O’Connor is no stranger to playing an art thief, and his understated performance finds compelling shades of a man who commits such an obviously boneheaded act without a clear motive. As clues to J. B.’s mentality emerge, O’Connor imbues the character with a hangdog charisma that deepens each revelation. J. B.’s family, for instance, turns out to be wealthy enough to support him; when cops stop by his home, he sheepishly name-drops his father, the local judge, to defend himself. Even when he goes on the run, J. B. moves through the world as if everything will turn out fine for him. He seems genuinely shocked when he’s told he can’t stay with two art-school friends of his for more than a night.

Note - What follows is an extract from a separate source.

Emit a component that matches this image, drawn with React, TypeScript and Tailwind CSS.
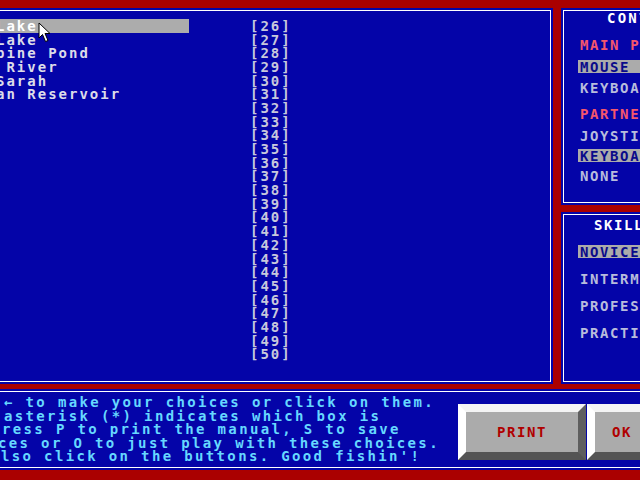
import React from "react";

const names = ["Lake", "Lake", "pine Pond", " River", "Sarah", "an Reservoir"];

function Label({
  text,
  kind,
  mt,
}: {
  text: string;
  kind: "head" | "hi" | "norm";
  mt: string;
}) {
  if (kind === "hi") {
    return (
      <div className={`${mt} ml-[14px] w-[110px] h-[13px] bg-[#ababab] pl-[2px] flex items-center text-[#0a0a8a] leading-none`}>
        {text}
      </div>
    );
  }
  if (kind === "head") {
    return (
      <div className={`${mt} pl-[16px] h-[13px] flex items-center text-[#f4566c] leading-none`}>{text}</div>
    );
  }
  return (
    <div className={`${mt} pl-[16px] h-[13px] flex items-center text-[#b8bcdc] leading-none`}>{text}</div>
  );
}

export default function App() {
  const rows = Array.from({ length: 25 }, (_, i) => i + 26);
  return (
    <div className="w-[640px] h-[480px] overflow-hidden bg-[#aa0000] pt-[8px] font-['DejaVu_Sans_Mono','Liberation_Mono',monospace] font-bold text-[14px]">
      {/* upper area */}
      <div className="flex h-[376px] w-[760px] gap-[8px]">
        {/* main list panel */}
        <div className="w-[553px] shrink-0 bg-[#0404a8] pt-[2px] pr-[2px] pb-[2px]">
          <div className="relative h-full border-t border-r border-b border-white overflow-hidden pt-[8px] tracking-[2px]">
            {rows.map((n, i) => (
              <div key={n} className="flex h-[13.7px] items-center">
                <div
                  className={
                    i === 0
                      ? "w-[189px] h-[13.5px] flex items-center bg-[#acacac] text-white"
                      : "w-[189px] h-[13.5px] flex items-center text-[#dcdce8]"
                  }
                >
                  <span className="ml-[-4px] whitespace-pre leading-none">{names[i] ?? ""}</span>
                </div>
                <div className="ml-[61px] text-[#c8c8dc] leading-none">[{n}]</div>
              </div>
            ))}
            {/* mouse cursor */}
            <svg
              className="absolute left-[38px] top-[11px]"
              width="13"
              height="21"
              viewBox="0 0 13 21"
            >
              <path
                d="M1 1 L1 16 L4.5 12.5 L7.5 19.5 L10 18.5 L7 11.5 L12 11.5 Z"
                fill="white"
                stroke="black"
                strokeWidth="1"
              />
            </svg>
          </div>
        </div>

        {/* right column */}
        <div className="w-[150px] shrink-0 flex flex-col gap-[7px] tracking-[1.6px]">
          <div className="h-[197px] bg-[#0404a8] p-[2px]">
            <div className="h-full border border-white">
              <div className="h-[14px] pl-[43px] flex items-center text-white leading-none tracking-[2.2px]">CONTROLS</div>
              <Label text="MAIN PLAYER" kind="head" mt="mt-[13px]" />
              <Label text="MOUSE" kind="hi" mt="mt-[9px]" />
              <Label text="KEYBOARD" kind="norm" mt="mt-[8px]" />
              <Label text="PARTNER" kind="head" mt="mt-[13px]" />
              <Label text="JOYSTICK" kind="norm" mt="mt-[9px]" />
              <Label text="KEYBOARD" kind="hi" mt="mt-[7px]" />
              <Label text="NONE" kind="norm" mt="mt-[7px]" />
            </div>
          </div>
          <div className="flex-1 bg-[#0404a8] p-[2px]">
            <div className="h-full border border-white pt-[3px]">
              <div className="h-[14px] pl-[30px] flex items-center text-white leading-none">SKILL LEVEL</div>
              <Label text="NOVICE" kind="hi" mt="mt-[13px]" />
              <Label text="INTERMEDIATE" kind="norm" mt="mt-[14px]" />
              <Label text="PROFESSIONAL" kind="norm" mt="mt-[14px]" />
              <Label text="PRACTICE" kind="norm" mt="mt-[14px]" />
            </div>
          </div>
        </div>
      </div>

      {/* bottom panel */}
      <div className="mt-[5px] h-[81px] w-[760px] bg-[#0404a8] py-[2px]">
        <div className="h-full border-t border-b border-white flex">
          <div className="w-[458px] shrink-0 overflow-hidden pt-[4px] text-[#66d8ff] tracking-[2.35px] leading-[13.5px] whitespace-pre">
            <div className="ml-[4px]">← to make your choices or click on them.</div>
            <div className="ml-[4px]">asterisk (*) indicates which box is</div>
            <div className="ml-[2px]">ress P to print the manual, S to save</div>
            <div className="ml-[-2px]">ces or O to just play with these choices.</div>
            <div className="ml-[1px]">lso click on the buttons. Good fishin'!</div>
          </div>
          <div className="flex gap-[1px] mt-[12px]">
            <div className="w-[128px] h-[56px] border-[8px] border-t-[#f4f4f4] border-l-white border-r-[#5e5e5e] border-b-[#545454] bg-[#ababab] flex items-center justify-center text-[#b00000] tracking-[1.6px] leading-none">
              PRINT
            </div>
            <div className="w-[128px] h-[56px] border-[8px] border-t-[#f4f4f4] border-l-white border-r-[#5e5e5e] border-b-[#545454] bg-[#ababab] flex items-center pl-[17px] text-[#b00000] tracking-[1.6px] leading-none">
              OK
            </div>
          </div>
        </div>
      </div>
    </div>
  );
}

What J. B. has aced is clearly not the art of persuasion or thievery. His real specialty, The Mastermind suggests, is his ability to tune out everything but his own wants and needs. Reichardt blankets the world around J. B. with period-specific details: She lets the audience notice the Army-recruitment poster affixed to the wall behind J. B. at a bus station, the radio reports about the Vietnam War that play in the background while J. B. concentrates on assembling a false passport for himself, and the protests in the streets of Cincinnati that J. B. casually wanders into. Images of flimsy objects pepper the film too, conjuring a sense of inevitability to J. B.’s comeuppance. Reichardt lingers on the paper plane that one of J. B.’s sons grips while running through the museum, as well as a woman dashing through the streets amid a downpour with only a newspaper to shield her. The life J. B. has led, as mundane as it is, has never been sturdy either. By taking it for granted, J. B., who doesn’t actually steal very much from the museum, robs the most from himself.